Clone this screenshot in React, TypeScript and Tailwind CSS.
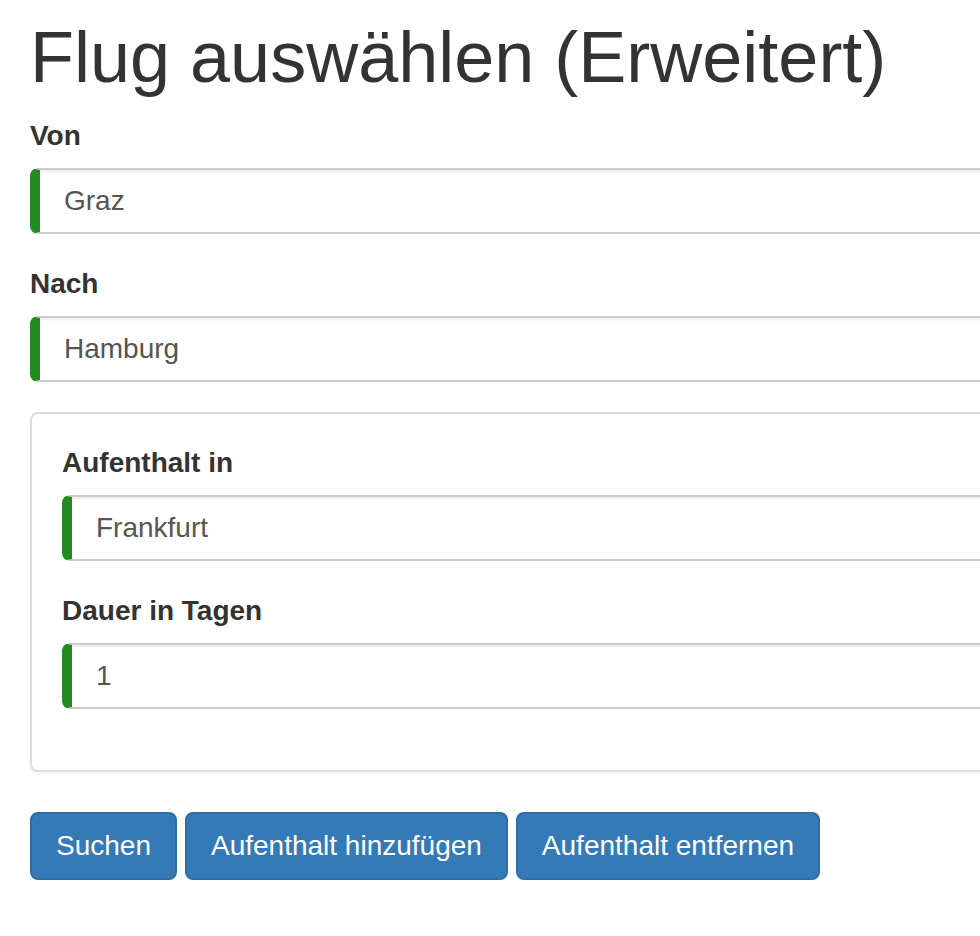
const fields = [
  { label: 'Von', value: 'Graz' },
  { label: 'Nach', value: 'Hamburg' },
];

const stopover = [
  { label: 'Aufenthalt in', value: 'Frankfurt' },
  { label: 'Dauer in Tagen', value: '1' },
];

const buttons = ['Suchen', 'Aufenthalt hinzufügen', 'Aufenthalt entfernen'];

const Field = ({ label, value }: { label: string; value: string }) => (
  <div className="mb-[30px]">
    <label className="block font-bold text-[28px] leading-[40px] mb-[12px]">{label}</label>
    <input
      readOnly
      value={value}
      className="block w-full h-[66px] px-[24px] text-[28px] text-[#555] bg-white border-2 border-[#ccc] border-l-[10px] border-l-[#228b22] rounded-[8px] shadow-[inset_0_2px_2px_rgba(0,0,0,0.075)] outline-none"
    />
  </div>
);

export default function App() {
  return (
    <div className="w-full min-h-[936px] overflow-hidden bg-white text-[#333] font-['Liberation_Sans',Arial,sans-serif]">
      <div className="w-[1300px] px-[30px]">
        <h1 className="mt-[18px] mb-[19px] text-[72px] leading-[79px] font-normal">
          Flug auswählen (Erweitert)
        </h1>

        {fields.map((f) => (
          <Field key={f.label} label={f.label} value={f.value} />
        ))}

        <div className="mt-[3px] mb-[40px] border-2 border-[#ddd] rounded-[8px] bg-white shadow-[0_2px_2px_rgba(0,0,0,0.05)] px-[30px] pt-[29px] pb-[31px]">
          {stopover.map((f) => (
            <Field key={f.label} label={f.label} value={f.value} />
          ))}
        </div>

        <div className="flex gap-[8px]">
          {buttons.map((b) => (
            <button
              key={b}
              className="h-[68px] px-[24px] text-[28px] leading-[40px] text-white bg-[#337ab7] border-2 border-[#2e6da4] rounded-[8px]"
            >
              {b}
            </button>
          ))}
        </div>
      </div>
    </div>
  );
}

------------------------------------

Repeat the material verbatim. Do not carry over any picture.

* [THE RESULT]:
Clone this screenshot in React, TypeScript and Tailwind CSS.
const fields = [
  { label: 'Von', value: 'Graz' },
  { label: 'Nach', value: 'Hamburg' },
];

const stopover = [
  { label: 'Aufenthalt in', value: 'Frankfurt' },
  { label: 'Dauer in Tagen', value: '1' },
];

const buttons = ['Suchen', 'Aufenthalt hinzufügen', 'Aufenthalt entfernen'];

const Field = ({ label, value }: { label: string; value: string }) => (
  <div className="mb-[30px]">
    <label className="block font-bold text-[28px] leading-[40px] mb-[12px]">{label}</label>
    <input
      readOnly
      value={value}
      className="block w-full h-[66px] px-[24px] text-[28px] text-[#555] bg-white border-2 border-[#ccc] border-l-[10px] border-l-[#228b22] rounded-[8px] shadow-[inset_0_2px_2px_rgba(0,0,0,0.075)] outline-none"
    />
  </div>
);

export default function App() {
  return (
    <div className="w-full min-h-[936px] overflow-hidden bg-white text-[#333] font-['Liberation_Sans',Arial,sans-serif]">
      <div className="w-[1300px] px-[30px]">
        <h1 className="mt-[18px] mb-[19px] text-[72px] leading-[79px] font-normal">
          Flug auswählen (Erweitert)
        </h1>

        {fields.map((f) => (
          <Field key={f.label} label={f.label} value={f.value} />
        ))}

        <div className="mt-[3px] mb-[40px] border-2 border-[#ddd] rounded-[8px] bg-white shadow-[0_2px_2px_rgba(0,0,0,0.05)] px-[30px] pt-[29px] pb-[31px]">
          {stopover.map((f) => (
            <Field key={f.label} label={f.label} value={f.value} />
          ))}
        </div>

        <div className="flex gap-[8px]">
          {buttons.map((b) => (
            <button
              key={b}
              className="h-[68px] px-[24px] text-[28px] leading-[40px] text-white bg-[#337ab7] border-2 border-[#2e6da4] rounded-[8px]"
            >
              {b}
            </button>
          ))}
        </div>
      </div>
    </div>
  );
}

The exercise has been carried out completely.